Sunday, February 03, 2019

Listening to Prestige 377: Roy Haynes

This is the second Roy Haynes trio album for Prestige. The first was the November 1958 date, We Three, with Phineas Newborn and Paul Chambers. Of that session, I said:
These are three players who mesh to make a perfectly attuned ensemble, working together seamlessly and supporting each other's solos.
That's true again here. If Haynes' new trio doesn't have the star power of the first, it certainly has the firepower. This album eschews the arty We Three for the folksier Just Us, and it's a friendly kind of album, with some powerful drum parts and some very tasty bebop, original, uptempo and ballad.

Haynes worked with Richard Wyands on the Etta Jones session, and you can see why he wanted to work with him again.

Eddie De Haas was new to Prestige, and new to me--I had not heard of him before. But if you are from Chicago, and a jazz fan, you quite likely have heard of him, for the music and civic involvement that he and his wife Geraldine gave to the City of the Big Shoulders. When they retired in 2103, because of health problems, to go and live with family in New Jersey, here's a part of the tribute columnist Howard Reich of the Chicago Tribune gave to "two artists who have been central to jazz here for nearly half a century":
It was Geraldine de Haas, after all, who led many like-minded spirits in creating the first Duke Ellington celebration concert in Grant Park, in 1974, just after the master's death.

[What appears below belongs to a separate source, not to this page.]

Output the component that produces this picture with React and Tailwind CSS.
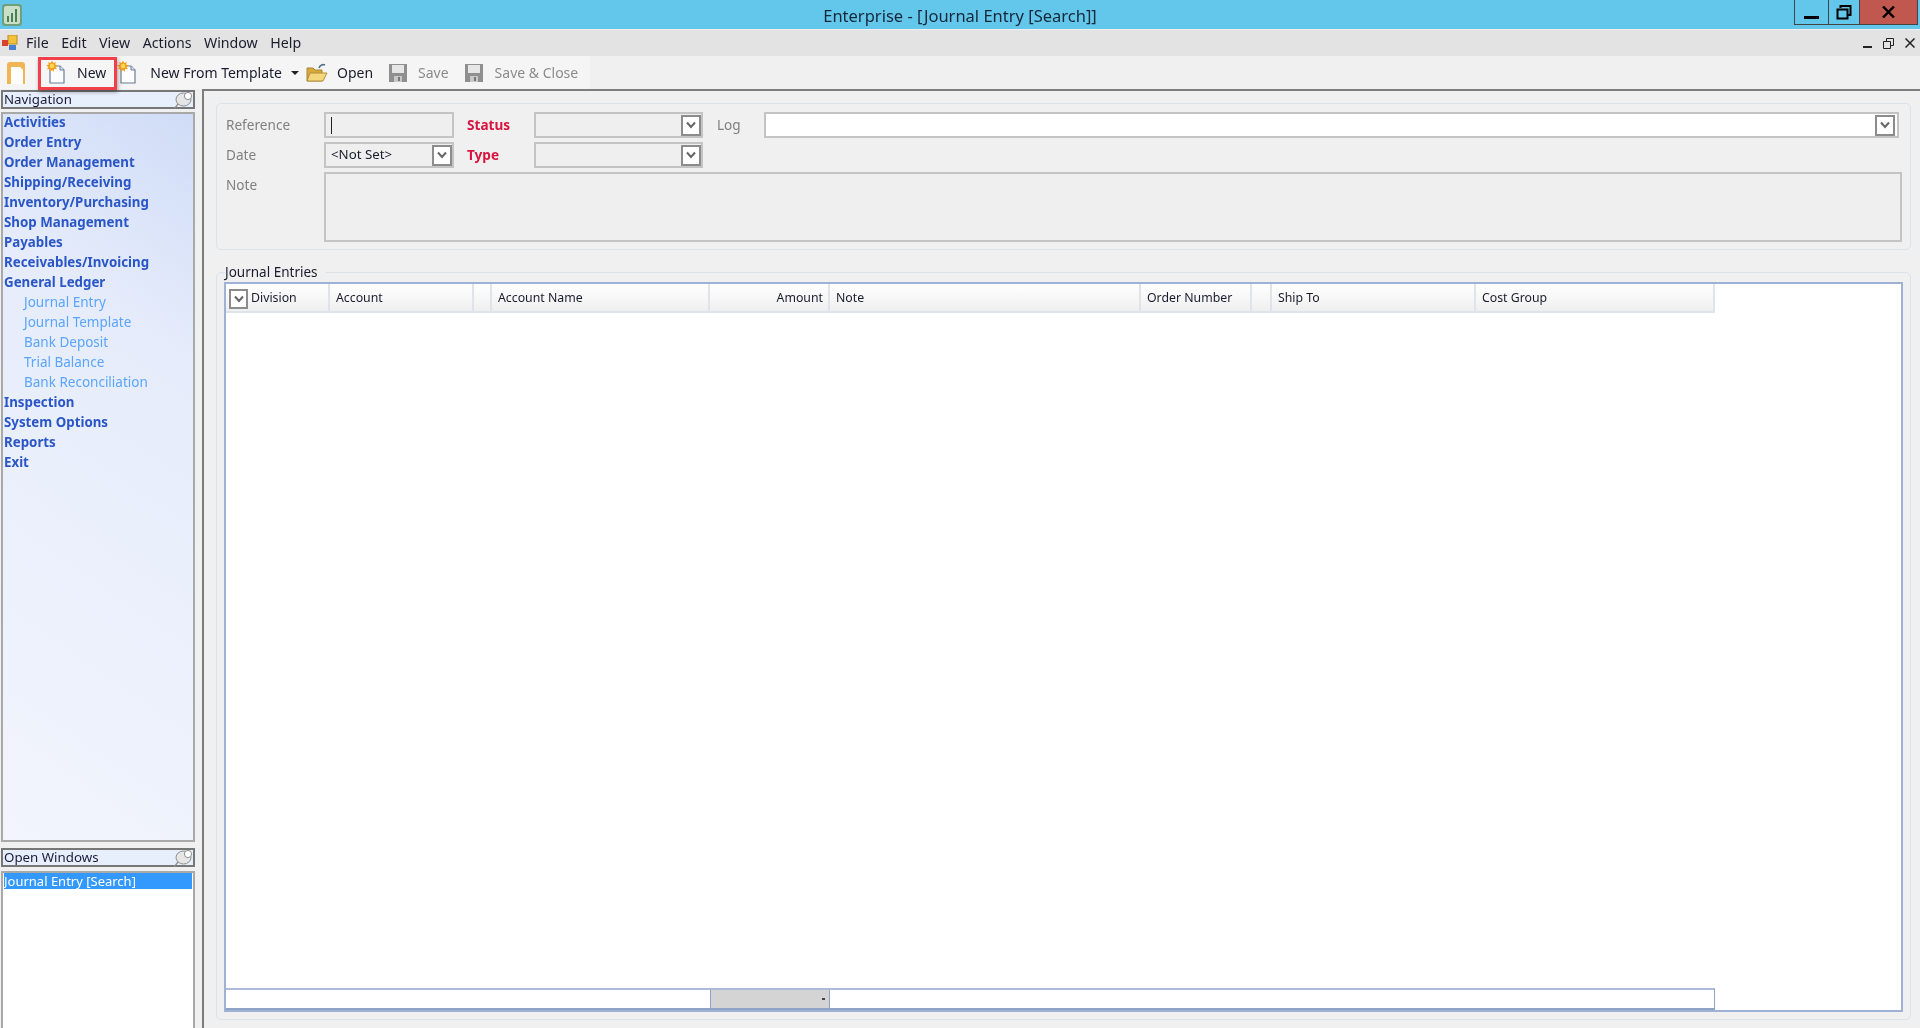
import React from 'react';

const navItems = [
  { label: 'Activities' },
  { label: 'Order Entry' },
  { label: 'Order Management' },
  { label: 'Shipping/Receiving' },
  { label: 'Inventory/Purchasing' },
  { label: 'Shop Management' },
  { label: 'Payables' },
  { label: 'Receivables/Invoicing' },
  { label: 'General Ledger' },
  { label: 'Journal Entry', sub: true },
  { label: 'Journal Template', sub: true },
  { label: 'Bank Deposit', sub: true },
  { label: 'Trial Balance', sub: true },
  { label: 'Bank Reconciliation', sub: true },
  { label: 'Inspection' },
  { label: 'System Options' },
  { label: 'Reports' },
  { label: 'Exit' },
];

const menus = ['File', 'Edit', 'View', 'Actions', 'Window', 'Help'];

const columns = [
  { label: 'Division', width: 'w-[104px]', hasToggle: true },
  { label: 'Account', width: 'w-[144px]' },
  { label: '', width: 'w-[18px]' },
  { label: 'Account Name', width: 'w-[218px]' },
  { label: 'Amount', width: 'w-[120px]', right: true },
  { label: 'Note', width: 'w-[311px]' },
  { label: 'Order Number', width: 'w-[111px]' },
  { label: '', width: 'w-[20px]' },
  { label: 'Ship To', width: 'w-[204px]' },
  { label: 'Cost Group', width: 'w-[239px]' },
];

const DocIcon = () => (
  <svg width="20" height="25" viewBox="0 0 20 25">
    <path d="M4 6h10l4 4v13H4z" fill="#fdfdfd" stroke="#6b7f9a" strokeWidth="1.2" />
    <path d="M14 6v4h4" fill="#dfe6ee" stroke="#6b7f9a" strokeWidth="1" />
    <path
      d="M6 .5l1.300 2.400 2.500-1-.6 2.600 2.600.9-2.200 1.600 1.300 2.300-2.700-.2-.5 2.700L6 9.900l-1.700 1.900-.5-2.700-2.700.2 1.300-2.300L.2 5.400l2.600-.9-.6-2.600 2.500 1z"
      fill="#f2a01e"
    />
    <circle cx="6" cy="6" r="2.300" fill="#fcd553" />
  </svg>
);

const FolderIcon = () => (
  <svg width="22" height="20" viewBox="0 0 22 20">
    <path d="M1 5h6l2 2h7v11H1z" fill="#d9a93c" stroke="#a88433" />
    <path d="M4 10h17l-4 8H1z" fill="#f4d67c" stroke="#b48e3a" />
    <path d="M13 5c1-3 4-4 6-3" fill="none" stroke="#55708f" strokeWidth="1.6" />
  </svg>
);

const FloppyIcon = () => (
  <svg width="18" height="18" viewBox="0 0 18 18">
    <path d="M0 0h18v18H0z" fill="#8f8f8f" />
    <path d="M3 1h12v8H3z" fill="#e6e6e6" />
    <path d="M5 12h8v6H5z" fill="#c8c8c8" />
    <path d="M9 13h2v4H9z" fill="#777" />
  </svg>
);

const PinIcon = () => (
  <svg width="20" height="18" viewBox="0 0 20 18" className="shrink-0">
    <path d="M1 18l5-6" stroke="#8a8a8a" strokeWidth="1.2" />
    <ellipse cx="10.500" cy="8.500" rx="7.500" ry="6.500" fill="#e6e6e6" stroke="#8f8f8f" />
    <circle cx="15" cy="5" r="3.600" fill="#fff" stroke="#8f8f8f" />
  </svg>
);

const DropButton = ({ className = '' }) => (
  <div className={`w-5 h-[21px] shrink-0 bg-white border-2 border-[#8c8c8c] flex items-center justify-center ${className}`}>
    <svg width="10" height="8" viewBox="0 0 10 8">
      <path d="M1 1.500l4 4.500 4-4.500" fill="none" stroke="#666" strokeWidth="2" />
    </svg>
  </div>
);

const Field = ({ className = '', children }) => (
  <div className={`h-[26px] border-2 border-[#c4c4c4] bg-[#efefef] flex items-center justify-between pl-[5px] ${className}`}>
    {children}
  </div>
);

const PanelHeader = ({ title }) => (
  <div className="h-[19px] mx-[1px] border-2 border-[#777] bg-[#e8effc] flex items-center justify-between pl-[1px] text-[13.3px] leading-none text-[#1b1b3a]">
    <span>{title}</span>
    <PinIcon />
  </div>
);

const ToolButton = ({ icon, label, disabled, className = '' }) => (
  <div className={`flex items-center ${className}`}>
    {icon}
    <span className={`text-[14px] ${disabled ? 'text-[#8b8b8b]' : 'text-[#1b1b2e]'}`}>{label}</span>
  </div>
);

export default function App() {
  return (
    <div className="w-[1920px] h-[1028px] flex flex-col overflow-hidden bg-[#f0f0f0] text-[#1b1b2e] font-['Noto_Sans',sans-serif] blur-[0.35px]">
      {/* Title bar */}
      <div className="h-[29px] shrink-0 bg-[#63c7eb] grid grid-cols-[1fr_auto_1fr]">
        <div className="pl-[2px] pt-[4px]">
          <svg width="20" height="22" viewBox="0 0 20 22">
            <rect x="0" y="0" width="20" height="22" rx="3" fill="#6f9f7c" />
            <rect x="2" y="2" width="16" height="18" rx="2" fill="#c9dfc7" />
            <path d="M5 18v-6h2v6zM9 18V9h2v9zM13 18V5h2v13z" fill="#4d7f59" />
          </svg>
        </div>
        <div className="text-[16.5px] leading-[32px] text-[#14283a]">Enterprise - [Journal Entry [Search]]</div>
        <div className="flex justify-end pr-[2px]">
          <div className="h-[25px] flex border border-t-0 border-[#444]">
            <div className="w-[34px] border-r border-[#444] flex items-end justify-center pb-[5px]">
              <div className="w-[15px] h-[3px] bg-black" />
            </div>
            <div className="w-[31px] border-r border-[#444] flex items-center justify-center">
              <svg width="16" height="15" viewBox="0 0 16 15">
                <path d="M1.500 4.500h10v9h-10zM4.500 3V1h10v9h-2" fill="none" stroke="#000" strokeWidth="2" />
              </svg>
            </div>
            <div className="w-[57px] bg-[#c1584f] flex items-center justify-center">
              <svg width="13" height="12" viewBox="0 0 13 12">
                <path d="M1 .5l11 11M12 .5l-11 11" stroke="#000" strokeWidth="2.400" />
              </svg>
            </div>
          </div>
        </div>
      </div>

      {/* Menu bar */}
      <div className="h-[26px] shrink-0 mt-[1px] bg-[#e3e3e3] flex items-center text-[14.2px]">
        <svg width="17" height="16" viewBox="0 0 17 16" className="ml-[2px] mr-[7px]">
          <rect x="6" y="0" width="9" height="9" fill="#f3c23c" stroke="#b98a1f" />
          <rect x="0" y="5" width="6" height="6" fill="#d8402f" />
          <rect x="7" y="10" width="7" height="5" fill="#4a7fd0" />
        </svg>
        <div className="flex gap-[12.5px]">
          {menus.map((m) => (
            <span key={m}>{m}</span>
          ))}
        </div>
        <div className="ml-auto flex items-center gap-[11px] pr-[5px]">
          <div className="w-[9px] h-[2px] mt-[8px] bg-[#222]" />
          <svg width="11" height="11" viewBox="0 0 11 11">
            <path d="M.5 3.500h7v7h-7zM3.500 3V.5h7v7H8" fill="none" stroke="#222" />
          </svg>
          <svg width="10" height="10" viewBox="0 0 10 10">
            <path d="M.5.5l9 9M9.500.5l-9 9" stroke="#222" strokeWidth="1.500" />
          </svg>
        </div>
      </div>

      {/* Toolbar */}
      <div className="h-[33px] shrink-0 flex">
        <div className="relative w-[590px] bg-[#f5f5f5] flex items-center">
          <svg width="20" height="24" viewBox="0 0 20 24" className="ml-[6px]">
            <path d="M1 23V4q0-3 3-3h12q3 0 3 3v19z" fill="#f0b655" />
            <path d="M5 23V7q0-1 1-1h8l3 3v14z" fill="#fff" />
          </svg>
          <ToolButton className="ml-[20px] gap-[11px]" icon={<DocIcon />} label="New" />
          <ToolButton className="ml-[11px] gap-[13px]" icon={<DocIcon />} label="New From Template" />
          <div className="ml-[9px] w-0 h-0 border-x-[4px] border-x-transparent border-t-[4px] border-t-[#222]" />
          <ToolButton className="ml-[7px] gap-[9px]" icon={<FolderIcon />} label="Open" />
          <ToolButton className="ml-[16px] gap-[11px]" icon={<FloppyIcon />} label="Save" disabled />
          <ToolButton className="ml-[16px] gap-[12px]" icon={<FloppyIcon />} label="Save & Close" disabled />
          {/* highlight around New */}
          <div className="absolute left-[38px] top-[1px] w-[79px] h-[33px] border-[3px] border-[#f2404a] shadow-[1px_2px_4px_rgba(0,0,0,0.35)]" />
        </div>
      </div>

      <div className="flex-1 flex min-h-0">
        {/* Sidebar */}
        <div className="w-[202px] shrink-0 flex flex-col pr-[6px]">
          <div className="mt-[1px]">
            <PanelHeader title="Navigation" />
          </div>
          <div className="mt-[3px] mx-[1px] h-[730px] border-2 border-[#a9a9a9] bg-[linear-gradient(215deg,#d0dcf7_0%,#e6ecfb_30%,#f2f5fd_100%)] pl-[1px]">
            <div className="-mt-[2px]">
              {navItems.map((item) => (
                <div
                  key={item.label}
                  className={
                    item.sub
                      ? 'h-5 leading-5 pl-5 text-[13.5px] text-[#5aa5ff]'
                      : 'h-5 leading-5 text-[13.3px] font-bold text-[#2a56c6]'
                  }
                >
                  {item.label}
                </div>
              ))}
            </div>
          </div>
          <div className="mt-[6px]">
            <PanelHeader title="Open Windows" />
          </div>
          <div className="mt-[4px] mx-[1px] flex-1 border-2 border-b-0 border-[#a9a9a9] bg-white px-[1px]">
            <div className="h-4 leading-4 bg-[#3399ff] text-white text-[13px]">Journal Entry [Search]</div>
          </div>
        </div>

        {/* Main */}
        <div className="flex-1 flex flex-col border-l-2 border-t-2 border-[#7d7d7d] pl-[12px] pr-[9px] pt-[12px] pb-[8px]">
          {/* Search criteria group */}
          <div className="h-[147px] shrink-0 border border-[#d9e3ec] rounded-[5px] pt-[8px] pl-[9px] pr-[11px] text-[13.6px]">
            <div className="flex items-center">
              <span className="w-[98px] text-[#808080]">Reference</span>
              <Field className="w-[130px]">
                <div className="w-[1px] h-[17px] bg-[#222]" />
              </Field>
              <span className="w-[67px] ml-[13px] font-bold text-[#d8143f]">Status</span>
              <Field className="w-[169px]">
                <span />
                <DropButton />
              </Field>
              <span className="w-[47px] ml-[14px] text-[#808080]">Log</span>
              <div className="flex-1 h-[26px] border-2 border-[#c4c4c4] bg-white flex items-center justify-end pr-[2px]">
                <DropButton />
              </div>
            </div>
            <div className="flex items-center mt-[4px]">
              <span className="w-[98px] text-[#808080]">Date</span>
              <Field className="w-[130px]">
                <span className="text-[13.3px]">&lt;Not Set&gt;</span>
                <DropButton />
              </Field>
              <span className="w-[67px] ml-[13px] font-bold text-[#d8143f]">Type</span>
              <Field className="w-[169px]">
                <span />
                <DropButton />
              </Field>
            </div>
            <div className="flex mt-[4px]">
              <span className="w-[98px] pt-[3px] text-[#808080]">Note</span>
              <div className="flex-1 h-[70px] -mr-[3px] border-2 border-[#c4c4c4] bg-[#efefef]" />
            </div>
          </div>

          {/* Journal Entries group */}
          <div className="flex-1 mt-[22px] border border-[#d9e3ec] rounded-[5px] px-[7px] pb-[7px] flex flex-col min-h-0">
            <div className="self-start -mt-[11px] ml-[1px] pr-[8px] bg-[#f0f0f0] text-[13.500px] leading-[20px] h-[20px]">Journal Entries</div>
            <div className="flex-1 border-2 border-[#9fb2d4] bg-white flex flex-col min-h-0">
              <div className="flex h-[29px] shrink-0 text-[12.3px]">
                {columns.map((col, i) => (
                  <div
                    key={i}
                    className={`${col.width} shrink-0 flex items-center border-r-2 border-b-2 border-[#dfe3ea] bg-gradient-to-b from-white to-[#efefef] pt-[2px] ${col.right ? 'justify-end pr-[5px]' : col.hasToggle ? 'pl-[5px]' : 'pl-[6px]'}`}
                  >
                    {col.hasToggle && <DropButton className="-ml-[2px] mr-[3px] !w-[19px] !h-[20px]" />}
                    {col.label}
                  </div>
                ))}
              </div>
              <div className="flex-1" />
              <div className="w-[1489px] h-[22px] flex border-t-2 border-b-2 border-t-[#aebbd8] border-b-[#8fa2c8] border-r border-r-[#8fa2c8]">
                <div className="w-[484px]" />
                <div className="w-[120px] border-x border-[#8fa2c8] bg-[#d4d4d4] flex items-center justify-end pr-[4px]">
                  <div className="w-[3px] h-[2px] bg-[#444]" />
                </div>
              </div>
            </div>
          </div>
        </div>
      </div>
    </div>
  );
}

The event proved so successful that it became an annual soiree, paving the way for the emergence of the Chicago Jazz Festival in 1979 and setting the stage for all the other city-sponsored music fests that followed.
When de Haas launched her campaign to stage the aforementioned Ellington tribute in Grant Park, she faced widespread resistance, even from fellow jazz musicians.
"The South Side musicians were talking about doing (the Ellington homage) on the South Side of Chicago" in Washington Park, recalls de Haas. "My suggestion was: 'Why don't you do it in the main park (downtown)? Duke Ellington was so important to all of us.'"
"(But) the black musicians were conditioned to think one way, and the white musicians were conditioned another away. They never thought about getting everyone to participate. … I was emphatic about that.
 "They said: 'If you can get it, good luck.'"
Geraldine got it, in spite of resistance from the city parks commissioners, who one has to assume were white. They told her there had been riots the last time they tried to hold a jazz concert. Riots? Jazz? It turned out they were talking about Sly and the Family Stone.

But if Gerald wanted to give jazz to the whole city, "bringing jazz to a major downtown setting – and therefore bringing black, white and others together in a dramatic way that reflected both the cross-racial appeal of the music and the unifying characteristics of Ellington's art," she didn't forget the South Side either, creating a new and successful festival, "Jazz Comes Home," in 1981. In her words, again quoted by Reich,
"It was time to expose the music to the young people" where they lived, says de Haas. "The legacy left by a lot of African-American musicians – they needed to know about it. That was one of my missions in Chicago."
Eddie De Haas was born to Dutch parents in Bandung, Java. His first instrument was the ukulele, playing Hawaiian folk songs and the music of the South Seas. He fell in love with jazz when he moved to the Netherlands as a teenager in 1946, and switched to the guitar and what would become his main instrument, the bass. He began playing with Dutch jazz groups,, and then with expatriates Don Byas and Bill Coleman, and with touring American acts like Zoot Simsm, Dave Amram  and Chet Baker. He came to the USA in 1956.

This is a terrific album, high-spirited, even a little rowdy for a piano trio of very sophisticated musicians. It has lots of solo space for all three, lots of unexpected flourishes, lots of fun.

Just Us was a New Jazz release, Esmond Edwards producing. We will get to hear Geraldine too, in a while. In 1964-65, she recorded for Prestige with her brother, vocalist Andy Bey, and her sister Salome.

The De Haas children, Aisha and Darius, have also had successful musical careers, especially Darius, who has appeared on Broadway in Rent and other musicals.

A special note of appreciation. As of this writing -- February, 2019 -- all three of these great musicians, now nonegenarians, are still with us.